To keep it simple, suppose you have count data in 4 categories, y_t \in \mathbb{N}^4. And now suppose for time t you somehow estimate a simplex \theta_t \in \Delta^3 (i.e., \theta \in [0, \infty)^4 and \textrm{sum}(\theta) = 1) and the complete data model is
y_t \sim \textrm{categorical}(\theta_t).
Now suppose that y_t (for some t) is missing column 2, e.g., y_t = [17 \ \texttt{NA} \ 12 \ 2]. What you can do is project the simplex \theta_t down to 3 dimensions,
\phi_t = \frac{[\theta_{t, 1} \ \theta_{t,3} \ \theta_{t,4}]^{\top}}{\theta_{t,1} + \theta_{t,3} + \theta_{t,4}},
and use
[17 \ 12 \ 2] \sim \textrm{categorical}(\phi_t)

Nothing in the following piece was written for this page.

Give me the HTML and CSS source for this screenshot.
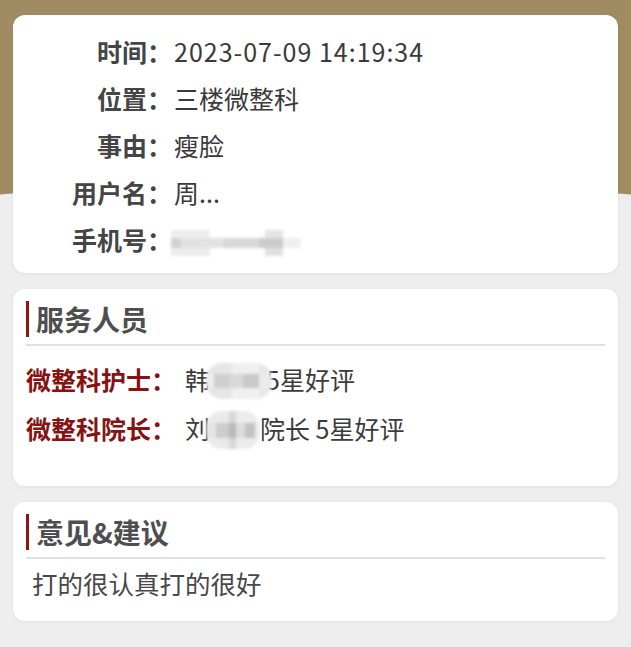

We know that this is the right marginal distribution for only observing y_{t, 1}, y_{t, 3}, y_{t, 4}.
Then if you want to impute the actual values, you have multiple options. Presumably we don’t know T_t, the total number of observations at time t. If we did, then we could just sample the unknowns (with just one, it’d be deterministic), or we could draw a Poisson with some uncertainty.
You can use this no matter how \theta_t was derived—by a simple simplex parameter or by a multi-logic regression. It still works the same way.